MSc Global Urban Development and Planning

Year of entry: 2024

Course unit details:
Development Fieldwork

Course unit fact file
Unit code MGDI60502
Credit rating 15
Unit level FHEQ level 7 – master's degree or fourth year of an integrated master's degree
Teaching period(s) Semester 2
Available as a free choice unit? Yes


This course aims to give fieldwork experience of social and economic development in action. It offers students an opportunity to observe development interventions in situ and to reflect on how theoretical explorations of development covered in some of the core course units are operationalised in the real world. 


The unit has two broad aims.

An academic component aims to provide students with a theoretical understanding and appreciation of development issues in the Global South. This is mainly based on structured readings and lectures where students are exposed to critical discussions of key development issues, but also to wider debates on the nature and form of interventions related to their area of study. 

An experiential component aims to provide students with a practical understanding and appreciation of development issues in the Global South. This includes a fieldtrip where students will have the opportunity to engage with a range of development actors, such as policymakers, practitioners and beneficiaries, and explore their area of interest in a structured way. This includes a combination of guest presentations, visits to development projects and programmes and internal discussions and reflections.


Teaching and learning methods

Academic (before fieldtrip): 

  • Lectures on theory and practice linkages based on pathway themes 
  • Structured reading tasks and group work in seminars
  • Individual assignment

Experiential: In-Country

  • Presentations by development actors 
  • Field visits to development projects and programmes
  •  Unstructured community visits
  • Group discussions and reflections 


Knowledge and understanding

  • Knowledge of the landscape for development interventions in the Global South
  • Critical understanding of the relationship between theory and practice in development interventions 
  • Knowledge and understanding of the challenges of doing development in the Global South

Intellectual skills

  • Ability to identify and analyse development concepts and practices 
  • Ability to deploy approaches, concepts, methods and theories of development to help explain ‘real-world’ scenarios 
  • Ability to explain the distinctive development experience of Uganda and the lessons we can draw from it 

Transferable skills and personal qualities

  • Ability to interact and effectively communicate with various actors in development (e.g. donor agencies, policy makers, fellow professionals and lay communities) at various levels (local, district, national, international) in Uganda 
  • Team working skills: leadership skills; ability to organise self and others to accomplish tasks; sharing knowledge and managing differences 

Assessment methods

Method Weight
Other 50%
Written assignment (inc essay) 50%

Feedback methods

Feedback for written assignments will be delivered via Blackboard. 

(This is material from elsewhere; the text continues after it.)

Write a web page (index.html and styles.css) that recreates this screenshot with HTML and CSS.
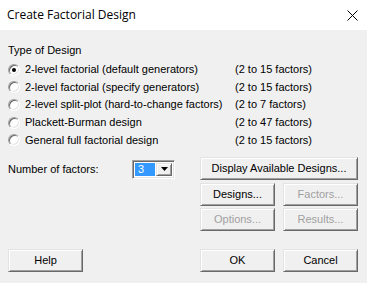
FILE: index.html
```html
<!DOCTYPE html>
<html>
<head>
<meta charset="utf-8">
<link rel="stylesheet" href="styles.css">
</head>
<body>
<div class="win">
  <div class="titlebar">
    <span class="title">Create Factorial Design</span>
    <svg class="close" width="11" height="11" viewBox="0 0 11 11"><path d="M0.5 0.5 L10.5 10.5 M10.5 0.5 L0.5 10.5" stroke="#000" stroke-width="1" fill="none"/></svg>
  </div>
  <div class="content">
    <div class="group-label">Type of Design</div>
    <div class="options">
      <div class="opt"><span class="radio checked"></span><span>2-level factorial (default generators)</span></div>
      <div class="range">(2 to 15 factors)</div>
      <div class="opt"><span class="radio"></span><span>2-level factorial (specify generators)</span></div>
      <div class="range">(2 to 15 factors)</div>
      <div class="opt"><span class="radio"></span><span>2-level split-plot (hard-to-change factors)</span></div>
      <div class="range">(2 to 7 factors)</div>
      <div class="opt"><span class="radio"></span><span>Plackett-Burman design</span></div>
      <div class="range">(2 to 47 factors)</div>
      <div class="opt"><span class="radio"></span><span>General full factorial design</span></div>
      <div class="range">(2 to 15 factors)</div>
    </div>
    <div class="mid">
      <div class="left">
        <span class="nf-label">Number of factors:</span>
        <div class="combo">
          <span class="sel">3</span>
          <span class="drop"><svg width="7" height="4" viewBox="0 0 7 4"><polygon points="0,0 7,0 3.5,4" fill="#000"/></svg></span>
        </div>
      </div>
      <div class="btns">
        <button class="btn wide">Display Available Designs...</button>
        <div class="pair r2"><button class="btn">Designs...</button><button class="btn" disabled>Factors...</button></div>
        <div class="pair r3"><button class="btn" disabled>Options...</button><button class="btn" disabled>Results...</button></div>
      </div>
    </div>
    <div class="footer">
      <button class="btn">Help</button>
      <div class="pair"><button class="btn">OK</button><button class="btn">Cancel</button></div>
    </div>
  </div>
</div>
</body>
</html>
```

FILE: styles.css
```css
* { box-sizing: border-box; }
body {
  margin: 0;
  background: #f0f0f0;
  font: 11px/13px "Liberation Sans", Arial, sans-serif;
  color: #000;
}
.win {
  width: 367px;
  height: 283px;
  background: #f0f0f0;
  display: flex;
  flex-direction: column;
}
.titlebar {
  height: 30px;
  flex: none;
  background: #fff;
  display: flex;
  align-items: center;
  justify-content: space-between;
  padding: 0 9px 0 7px;
}
.title {
  font: 12px/16px "Open Sans", sans-serif;
  color: #000;
}
.close { display: block; }
.content {
  padding: 14px 9px 0 8px;
}
.group-label { height: 13px; }
.options {
  margin-top: 4px;
  display: grid;
  grid-template-columns: 227px auto;
  grid-auto-rows: 17.6px;
  align-items: center;
}
.opt {
  display: flex;
  align-items: center;
}
.radio {
  width: 12px;
  height: 12px;
  flex: none;
  margin-right: 5px;
  border-radius: 50%;
  background: #fff;
  border: 1px solid;
  border-color: #a0a0a0 #fff #fff #a0a0a0;
  box-shadow: inset 1px 1px 0 #696969, inset -1px -1px 0 #e3e3e3;
  display: flex;
  align-items: center;
  justify-content: center;
}
.radio.checked::after {
  content: "";
  width: 4px;
  height: 4px;
  border-radius: 50%;
  background: #000;
}
.mid {
  margin-top: 8px;
  display: flex;
}
.left {
  width: 192px;
  height: 23px;
  display: flex;
  align-items: center;
}
.nf-label {
  width: 124px;
  padding-top: 2px;
}
.combo {
  width: 43px;
  height: 19px;
  margin-top: 2px;
  background: #fff;
  border: 1px solid;
  border-color: #a0a0a0 #fff #fff #a0a0a0;
  box-shadow: inset 1px 1px 0 #696969, inset -1px -1px 0 #e3e3e3;
  padding: 2px;
  display: flex;
  gap: 1px;
}
.sel {
  flex: 1;
  background: #3399ff;
  color: #fff;
  padding-left: 3px;
  line-height: 13px;
}
.drop {
  width: 16px;
  background: #f0f0f0;
  border: 1px solid;
  border-color: #e3e3e3 #696969 #696969 #e3e3e3;
  box-shadow: inset 1px 1px 0 #fff, inset -1px -1px 0 #a0a0a0;
  display: flex;
  align-items: center;
  justify-content: center;
}
.drop svg { display: block; }
.btns {
  width: 158px;
  display: flex;
  flex-direction: column;
}
.pair {
  display: flex;
  gap: 8px;
}
.r2 { margin-top: 3px; }
.r3 { margin-top: 2px; }
.btn {
  width: 75px;
  height: 23px;
  padding: 0;
  margin: 0;
  font: 11px/13px "Liberation Sans", Arial, sans-serif;
  color: #000;
  background: #f0f0f0;
  border: 1px solid;
  border-color: #e3e3e3 #696969 #696969 #e3e3e3;
  box-shadow: inset 1px 1px 0 #fff, inset -1px -1px 0 #a0a0a0;
  border-radius: 0;
}
.btn.wide { width: 158px; }
.btn:disabled { color: #a0a0a0; }
.footer {
  margin-top: 18px;
  display: flex;
  justify-content: space-between;
}
```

Much of the learning and interactivity of the course takes place during the fieldtrip. 

Recommended reading

Study hours

Scheduled activity hours
Fieldwork 70
Lectures 15
Independent study hours
Independent study 65

Teaching staff

Staff member Role
Erla Thrandardottir Unit coordinator

Additional notes

GDI programmes on which course unit is offered: MSc International Development (core for all pathways with fieldwork: DM, ECCD, GTI, MMD, PGDP, PID) & as a fieldwork option for the MSc GUDP and MSc ID.

Important notice

The School of Environment, Education and Development (SEED) aim to run advertised fieldwork in the 22/23 academic year and we very much hope that students will be able to enjoy the fieldwork experience in the usual way. The ability of fieldwork to proceed, and whether any changes to proposed fieldwork might be necessary, will remain subject to the current global situation and factors such as the:

  • rules and guidance on travel and activities implemented and published by the UK and overseas governments;
  • outcome of any risk assessments conducted by the University;
  • educational value and student experience of the fieldwork, if significant changes to the proposed fieldwork would be necessary;
  • availability of appropriate insurance cover;
  • availability of appropriate travel and accommodation and any significant changes to their financial costs.

We will therefore assess on a regular basis the viability of any travel and fieldwork and communicate any decisions to our students at the earliest possible opportunity.

Any fieldwork that does go ahead will be subject to a rigorous risk assessment process and the implementation of any protective measures identified by the risk assessment to ensure the health and safety of all our students and staff.

If the fieldwork does not go ahead as planned, then the School's focus will be on seeking to offer a suitable alternative and ensure that the Intended Learning Outcomes (ILOs) of the programme are met.